Юродивые собирались у одного-единственного храма бога-врачевателя, где им дозволялось находиться, если же они устремлялись в другие кварталы или на городские рынки в поисках крова и пропитания, то их ждало откровенно ужасающее обращение. Дремучие чащобы мракобесия, не иначе (это имкас!) – вот, что Металлия думала о Лемне в первые мгновения своего визита. Империя казалась Дрейк менее притязательной, менее разборчивой, чем Мирсварин, но более нестеснённой в чувствах, где поселенцы проще и доступней выражали то, что у них на сердце, и от ликующего веселья могли легко сойти до самозабвенного плача, предварительно промчавшись по лезвию ножа.
Было в Ривер-Немме и нечто, роднящее его с Пределом, и особенно – Лемн с Эль’Тариотом. Напыщенные, нарядные и многочисленные храмы богов, например. Проезжая верхом мимо центрального, посвящённого Бледному Суллуну, Металлия случайно соприкоснулась взглядом со священнослужителем, что бездействовал у врат в святилище, увитых пышной растительностью. Женщина впилась в неизвестного разноцветными глазами прозорливого лунга, но тот не ответил ей взаимностью, просто стоял недвижимо, как и прежде, в компании таких же жрецов, облачённых в просторные мантии светло-небесного цвета с капюшонами молочных тонов, расшитыми по кайме едва заметной шелковистой нитью, выкрашенной в палевый. Его лицо не выражало ничего, полное, безукоризненное безразличие, и даже незнакомка верхом, вооружённая и обряженная в странные вещички не вызвала в нём интереса. Глаза жреца, пустые, опорожнённые и обесцвеченные старостью, но не принадлежащие истинному слепцу, почти не двигались, и Металлия невольно вздрогнула от отвращения.
Впоследствии выяснилось, что встреченный жрец входил в разрастающийся и укрепляющийся культ Полтинны, который, по словам Валентора, ошибочно (и неясно почему) теперь причислял себя к поборникам Бледного Суллуна. Изначально упомянутый культ посвящался очень древнему и мрачному подземному богу[1], и название своё получил от имперской медной монеты достоинством в пятьдесят единиц – полтины – в плату за которую можно было заказать у духовных лиц и первоклассный ритуал почтения сверхъестественного, и заупокойный обряд для почившего. Но всё изменилось, и жрецы Ордминора решили вдруг, что они служат и Суллуну, ведь Суллуну было выгодней служить.
[1] Ныне бог этот именуется «Ордмино́р»
В Империи водилось множество богов, и многие из них имели собственную родину – какой-нибудь захудалый, либо напротив, удалой городок. И положение на алтаре Всевышние занимали согласно значимости искомого селения.
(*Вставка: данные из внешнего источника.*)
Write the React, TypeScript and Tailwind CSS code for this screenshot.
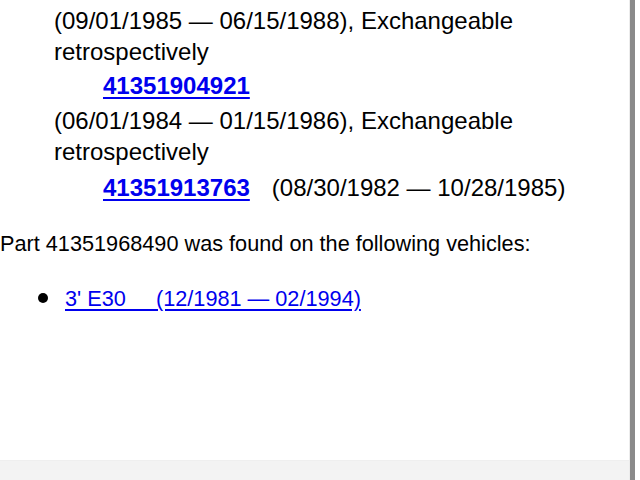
import React from 'react';

const linkCls = 'text-[#0000ee] underline decoration-[#0000ee] underline-offset-[3px]';

export default function App() {
  return (
    <div className="w-[640px] h-[480px] bg-white flex overflow-hidden font-['Liberation_Sans',Arial,sans-serif] text-black">
      <div className="flex-1 flex flex-col border-r border-[#ececec]">
        <div className="flex-1">
          {/* alternative parts */}
          <div className="pl-[54px] pt-[5px] text-[24px] leading-[31px]">
            <div>(09/01/1985 — 06/15/1988), Exchangeable</div>
            <div>retrospectively</div>
            <div className="pl-[49px] mt-[3px] mb-[4px]">
              <a href="#" className={`${linkCls} font-bold`}>41351904921</a>
            </div>
            <div>(06/01/1984 — 01/15/1986), Exchangeable</div>
            <div>retrospectively</div>
            <div className="pl-[49px] mt-[5px]">
              <a href="#" className={`${linkCls} font-bold`}>41351913763</a>
              <span className="ml-[22px]">(08/30/1982 — 10/28/1985)</span>
            </div>
          </div>

          <p className="mt-[25px] text-[21.7px] leading-[31px]">
            Part 41351968490 was found on the following vehicles:
          </p>

          <ul className="mt-[24px] pl-[65px] text-[21.7px] leading-[31px]">
            <li className="relative">
              <span className="absolute left-[-27px] top-[10px] w-[10px] h-[10px] rounded-full bg-black" />
              <a href="#" className={`${linkCls} whitespace-pre`}>3' E30     (12/1981 — 02/1994)</a>
            </li>
          </ul>
        </div>
        <div className="h-[20px] bg-[#f3f3f3] border-t border-[#efefef]" />
      </div>
      <div className="w-[5px] bg-[#8a8a8a]" />
      <div className="w-[5px] bg-white" />
    </div>
  );
}
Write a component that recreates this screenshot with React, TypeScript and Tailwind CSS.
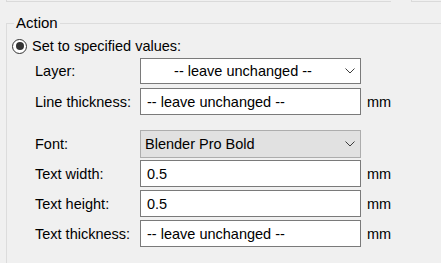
import React from "react";

const rows = [
  { label: "Text width:", value: "0.5" },
  { label: "Text height:", value: "0.5" },
  { label: "Text thickness:", value: "-- leave unchanged --" },
];

function Chevron() {
  return (
    <svg width="10" height="6" viewBox="0 0 10 6" className="shrink-0">
      <polyline points="0.5,0.5 5,5 9.5,0.5" fill="none" stroke="#3c3c3c" strokeWidth="1" />
    </svg>
  );
}

function Row({ label, children, unit }: { label: string; children: React.ReactNode; unit?: boolean }) {
  return (
    <div className="flex items-center">
      <div className="w-[105px] shrink-0">{label}</div>
      {children}
      {unit && <span className="ml-[6px]">mm</span>}
    </div>
  );
}

function TextBox({ value }: { value: string }) {
  return (
    <div className="w-[221px] h-[27px] bg-white border border-[#7a7a7a] flex items-center pl-[6px]">
      {value}
    </div>
  );
}

export default function App() {
  return (
    <div
      className="w-[441px] h-[263px] bg-[#f0f0f0] overflow-hidden text-[14.5px] text-black leading-[20px]"
      style={{ fontFamily: '"Liberation Sans", Arial, sans-serif' }}
    >
      <div className="flex h-[2px]">
        <div className="ml-[6px] w-[385px] border-l border-b border-[#dadada]" />
        <div className="ml-[20px] flex-1 border-l border-b border-[#dadada]" />
      </div>

      <fieldset className="mt-[11px] ml-[6px] border-t border-l border-[#dcdcdc] h-[250px]">
        <legend className="ml-[7px] px-[2px] text-[15px]">Action</legend>

        <div className="flex items-center pl-[5px] mt-[3px]">
          <div className="w-[15px] h-[15px] rounded-full border border-[#333] bg-white flex items-center justify-center">
            <div className="w-[8px] h-[8px] rounded-full bg-[#333]" />
          </div>
          <span className="ml-[5px]">Set to specified values:</span>
        </div>

        <div className="pl-[28px] flex flex-col">
          <div className="mt-[2px]">
            <Row label="Layer:">
              <div className="w-[221px] h-[26px] bg-white border border-[#7a7a7a] flex items-center pr-[5px]">
                <span className="flex-1 text-center">-- leave unchanged --</span>
                <Chevron />
              </div>
            </Row>
          </div>
          <div className="mt-[4px]">
            <Row label="Line thickness:" unit>
              <TextBox value="-- leave unchanged --" />
            </Row>
          </div>
          <div className="mt-[15px]">
            <Row label="Font:">
              <div className="w-[221px] h-[28px] bg-[#e1e1e1] border border-[#adadad] flex items-center pl-[4px] pr-[5px]">
                <span className="flex-1">Blender Pro Bold</span>
                <Chevron />
              </div>
            </Row>
          </div>
          <div className="flex flex-col gap-[3px] mt-[2px]">
            {rows.map((r) => (
              <Row key={r.label} label={r.label} unit>
                <TextBox value={r.value} />
              </Row>
            ))}
          </div>
        </div>
      </fieldset>
    </div>
  );
}
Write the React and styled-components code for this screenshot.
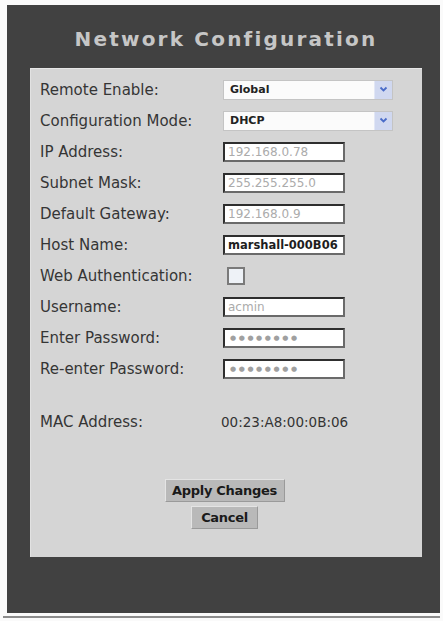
import React from 'react';
import styled, { createGlobalStyle } from 'styled-components';

const GlobalStyle = createGlobalStyle`
    html, body {
        margin: 0;
        padding: 0;
        background: #ffffff;
    }
`;

const Page = styled.div`
    width: 443px;
    height: 621px;
    padding-top: 5px;
    box-sizing: border-box;
    background: #fafafa;
`;

const Frame = styled.div`
    margin-left: 7px;
    width: 433px;
    height: 608px;
    background: #414141;
    padding: 0 18px 0 23px;
    box-sizing: border-box;
    display: flex;
    flex-direction: column;
`;

const Title = styled.h1`
    margin: 0;
    height: 63px;
    display: flex;
    align-items: center;
    justify-content: center;
    padding-top: 4px;
    box-sizing: border-box;
    font-family: "DejaVu Sans", Verdana, sans-serif;
    font-size: 20px;
    font-weight: bold;
    letter-spacing: 2.2px;
    color: #c6c6c6;
`;

const Panel = styled.div`
    height: 489px;
    background: #d5d5d5;
    border-top: 1px solid #e6e6e6;
    border-left: 1px solid #e2e2e2;
    box-sizing: border-box;
    padding: 5px 0 0 9px;
    display: flex;
    flex-direction: column;
`;

const Row = styled.div`
    height: 31px;
    display: grid;
    grid-template-columns: 183px 1fr;
    align-items: center;
    margin-top: ${p => p.gap || 0}px;
`;

const Label = styled.span`
    font-family: "DejaVu Sans", Tahoma, sans-serif;
    font-size: 15px;
    color: #353535;
`;

const Select = styled.div`
    width: 170px;
    height: 20px;
    background: #fbfbfb;
    border: 1px solid #c4c4c4;
    box-sizing: border-box;
    display: flex;
    align-items: center;
    justify-content: space-between;
    padding-left: 6px;
    font-family: "DejaVu Sans", Tahoma, sans-serif;
    font-size: 11px;
    font-weight: bold;
    color: #222;
`;

const Arrow = styled.div`
    width: 17px;
    height: 18px;
    background: #d0d8f0;
    border-left: 1px solid #e2e7f6;
    display: flex;
    align-items: center;
    justify-content: center;
`;

const Field = styled.div`
    width: 122px;
    height: 20px;
    background: #ffffff;
    border: 2px solid #2e2e2e;
    border-right-color: #6a6a6a;
    border-bottom-color: #6a6a6a;
    box-sizing: border-box;
    display: flex;
    align-items: center;
    padding-left: ${p => (p.dots ? '5px' : '3px')};
    font-family: "DejaVu Sans", Tahoma, sans-serif;
    font-size: ${p => (p.dots ? '7px' : p.strong ? '11.5px' : '12px')};
    font-weight: ${p => (p.strong ? 'bold' : 'normal')};
    letter-spacing: ${p => (p.dots ? '2.6px' : '0')};
    color: ${p => (p.strong ? '#1e1e1e' : p.dots ? '#a0a0a0' : '#ababab')};
    white-space: nowrap;
    overflow: hidden;
`;

const Check = styled.div`
    width: 18px;
    height: 18px;
    margin-left: 4px;
    background: #eef2f7;
    border: 2px solid #7a7a7a;
    box-sizing: border-box;
`;

const Value = styled.span`
    font-family: "DejaVu Sans", Tahoma, sans-serif;
    font-size: 13.5px;
    color: #333;
    margin-left: -2px;
`;

const Buttons = styled.div`
    margin-top: 42px;
    display: flex;
    flex-direction: column;
    align-items: center;
    gap: 4px;
    padding-right: 13px;
`;

const Button = styled.button`
    width: ${p => p.w}px;
    height: 23px;
    background: #b9b9b9;
    border: 1px solid #e4e4e4;
    border-right-color: #9a9a9a;
    border-bottom-color: #9a9a9a;
    padding: 0;
    font-family: "DejaVu Sans", Tahoma, sans-serif;
    font-size: 13px;
    font-weight: bold;
    letter-spacing: -0.3px;
    color: #1a1a1a;
`;

const BottomRule = styled.div`
    margin-top: 3px;
    margin-left: 3px;
    width: 437px;
    height: 2px;
    background: #8c8c8c;
`;

const Chevron = () => (
    <svg width="9" height="7" viewBox="0 0 9 7">
        <path d="M1.5 1.5 L4.5 4.5 L7.5 1.5" fill="none" stroke="#4a6cc8" strokeWidth="1.8" />
    </svg>
);

const fields = [
    { label: 'IP Address:', value: '192.168.0.78' },
    { label: 'Subnet Mask:', value: '255.255.255.0' },
    { label: 'Default Gateway:', value: '192.168.0.9' },
    { label: 'Host Name:', value: 'marshall-000B06', strong: true },
];

const App = () => (
    <Page>
        <GlobalStyle />
        <Frame>
            <Title>Network Configuration</Title>
            <Panel>
                <Row>
                    <Label>Remote Enable:</Label>
                    <Select>Global<Arrow><Chevron /></Arrow></Select>
                </Row>
                <Row>
                    <Label>Configuration Mode:</Label>
                    <Select>DHCP<Arrow><Chevron /></Arrow></Select>
                </Row>
                {fields.map(f => (
                    <Row key={f.label}>
                        <Label>{f.label}</Label>
                        <Field strong={f.strong}>{f.value}</Field>
                    </Row>
                ))}
                <Row>
                    <Label>Web Authentication:</Label>
                    <Check />
                </Row>
                <Row>
                    <Label>Username:</Label>
                    <Field>acmin</Field>
                </Row>
                <Row>
                    <Label>Enter Password:</Label>
                    <Field dots>●●●●●●●●</Field>
                </Row>
                <Row>
                    <Label>Re-enter Password:</Label>
                    <Field dots>●●●●●●●●</Field>
                </Row>
                <Row gap={22}>
                    <Label>MAC Address:</Label>
                    <Value>00:23:A8:00:0B:06</Value>
                </Row>
                <Buttons>
                    <Button w={120}>Apply Changes</Button>
                    <Button w={67}>Cancel</Button>
                </Buttons>
            </Panel>
        </Frame>
        <BottomRule />
    </Page>
);

export default App;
Правда, порой случалось так, что какой-то бог приобретал невероятную известность, будучи выходцем из мелкой деревни. Именно так произошло с Бледным Суллуном. Но теперь, к седьмому году от начала правления Нового Императора, все лучше места в душах имперцев, как и на столичной карте, были чётко закреплены за определённым божеством. Совершить некого рода переворот и добиться новых высот на пьедестале идолов за последнее столетие удалось лишь культу Полтинны.
Как и было принято в крупных городах, храмы Лемна тоже утопали в пышной зелени садовых растений, окружающие себя жизнью и живительной силой цветов. Металлия только хмыкнула, подумав, что здесь всё цветёт, но ничего не процветает.
Лемн раскинулся по двум берегам широкой, могучей реки Милна́р, и, как только гости из Мирсварина шагнули на правый её берег, то до дома учёного и полноправного писца Палат Славословия было уже рукой подать, из-за чего обеспокоенный Валентор занервничал ещё страшнее. Небольшое жильё его располагалось на улице таких же домиков, первый этаж которых традиционно отводился под мастерскую или торговую лавку, занимаемую ремесленниками, членами определённого цеха.